Wash the heart, remove the arteries and veins and squeeze out any clots of blood that there may be. Stuff it with the soft bread crumbs to which the seasonings and melted butter have been added. Try out the fat from the slice of bacon, dredge the heart with salt, pepper and flour and brown it on all sides in the bacon fat. Put the heart and the crisp bacon into as small a cooker-pail as will hold it, cover it with boiling water, boil it for five minutes and put the pail into a larger cooker-pail with as much boiling water as it will hold when the small pail is in place. Put it into a cooker for ten hours, or over night. Boil it again and cook it for three or four hours. Reheat it when ready to serve it, thickening each pint of the gravy with one-fourth cup of flour and an equal quantity of water mixed to a smooth paste. The heart will look more attractive if sliced and covered with gravy before serving.

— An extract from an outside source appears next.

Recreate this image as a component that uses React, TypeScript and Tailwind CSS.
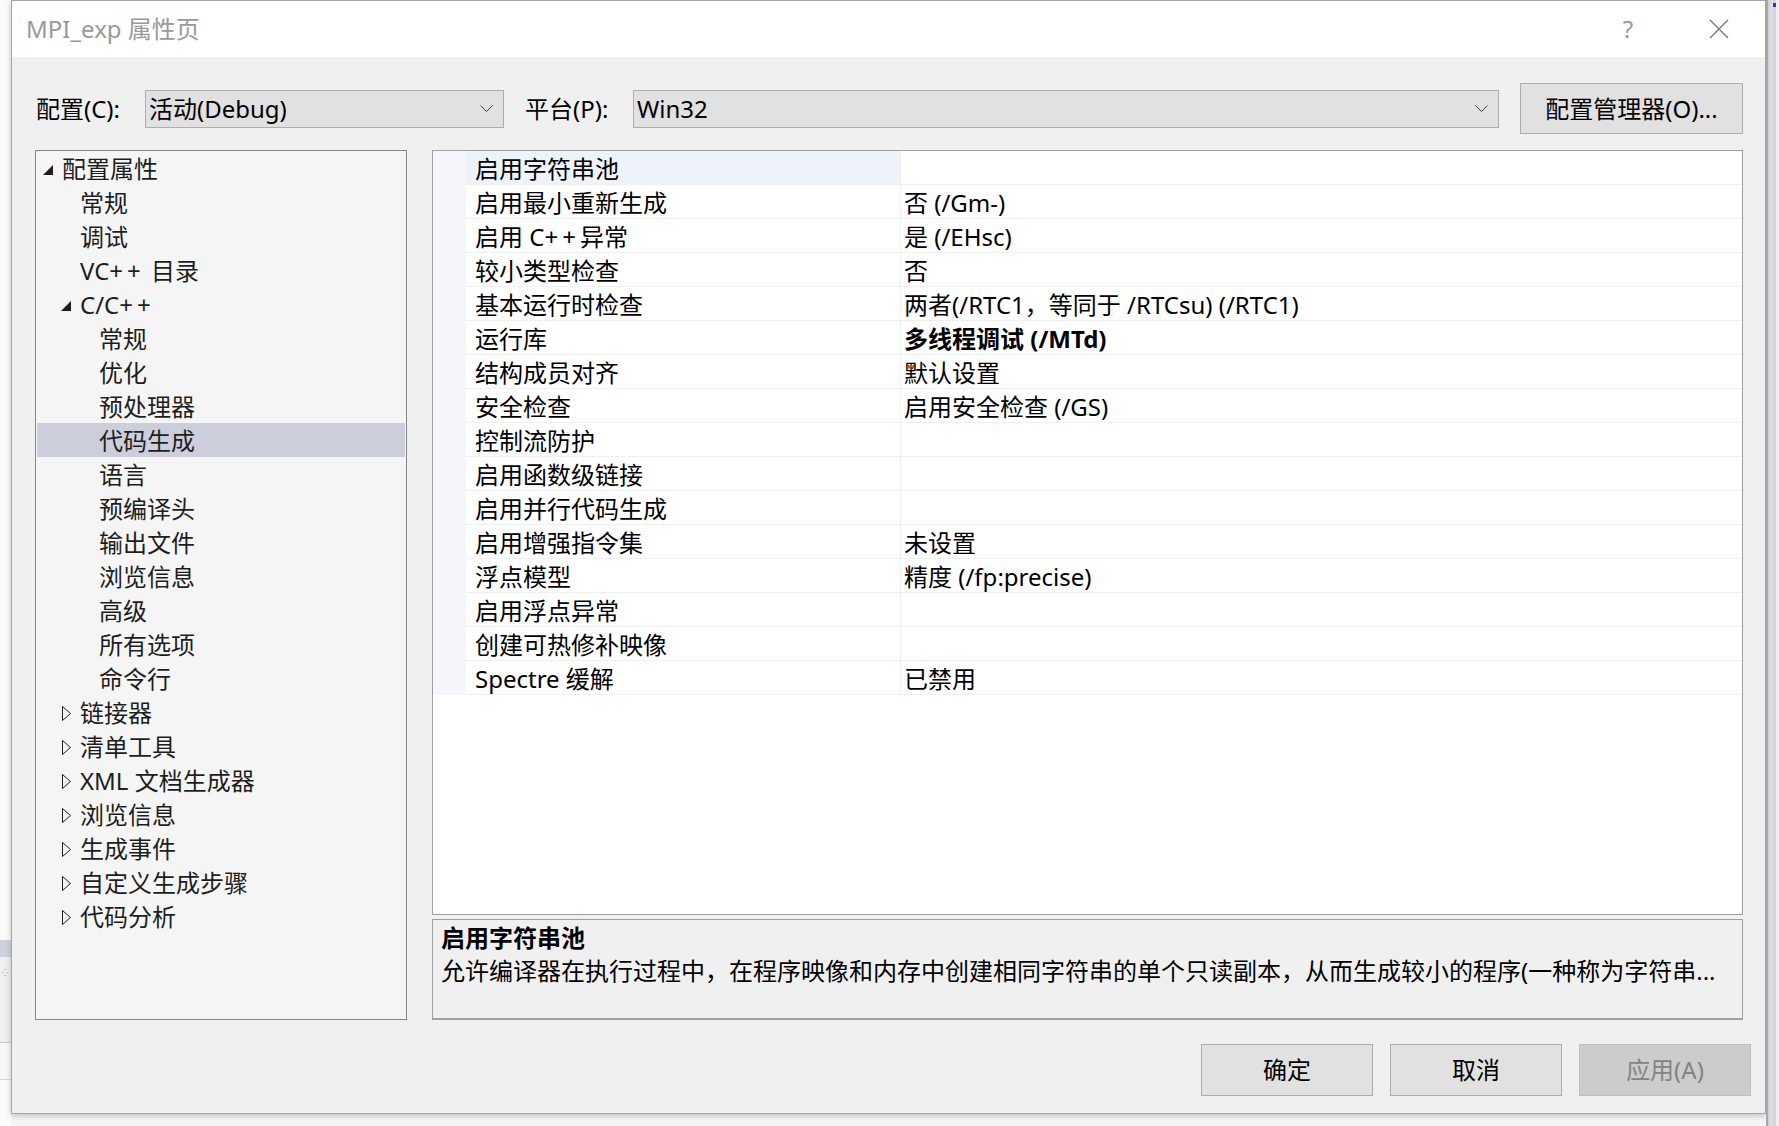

Beef or calf's heart may be cooked without a stuffing and served with caper sauce.

Beef Pies

Meat Pie

2 cups cooked or raw meat 2 cups potatoes

1 cup tomatoes

2 sprigs parsley, chopped 1/2 teaspoon celery salt

2 onions

1 teaspoon salt

1/4 teaspoon pepper

1/4 cup flour

1 bay leaf, broken fine

Water (about I pt.)

If cooked meat is used, cut it into three-quarter-inch cubes. Cut the potatoes into similar pieces, slice the onions, put all the ingredients, but the flour, together in a cooker-pail or pan, add the boiling water, and, when boiling, add the flour mixed to a paste with an equal quantity of water. Boil five minutes and put it into a cooker for two hours or more. Raw meat will require five hours or more. If the stewed mixture is not in a pan suitable for baking, transfer it to a baking-pan or dish, cover with a crust and bake for one-half hour.

Crust For Meat Pie

1 1/2 cups flour

3 teaspoons baking powder

1/3 teaspoon salt

1 1/2 tablespoons butter

1/2 cup water, or more

Mix and sift the dry ingredients, work in the fat, and put in enough water to make a dough stiff enough to roll on a board. Roll it out to the dish and bake it. An inverted cup in the centre of the pie, under the crust, will prevent the gravy from boiling over during the baking.

Serves six or eight persons.

Beef Tongue

Corned Tongue

Wash the tongue, put it into a cooker-pail of from four to six quarts capacity. Fill the pail with cold water, bring the tongue to a boil and boil it for from twenty minutes to half an hour, depending upon its size. Put it into a cooker for ten or twelve hours. If not perfectly tender, bring it again to a boil and cook it from two to four hours longer. Plunge it into cold water, remove the skin, and serve it cold, cut in thin slices.

Fresh Tongue

1 tongue 1 onion 1 bay leaf

1 teaspoon peppercorns

8 cloves

Salt

Wash the tongue, put it into as small a cooker-pail as will easily hold it, add the other ingredients and fill the pail with boiling water, using one teaspoonful of salt to each quart of water. Let it boil for twenty minutes or half an hour, depending upon the size of the tongue. Put it into a cooker for ten hours or more. If not perfectly tender, reheat it to boiling point and cook it for from two to four hours longer in the hay-box. Plunge it into cold water and remove the skin. Serve it hot with caper sauce, using the liquor in which the tongue was boiled in place of water, to make the sauce.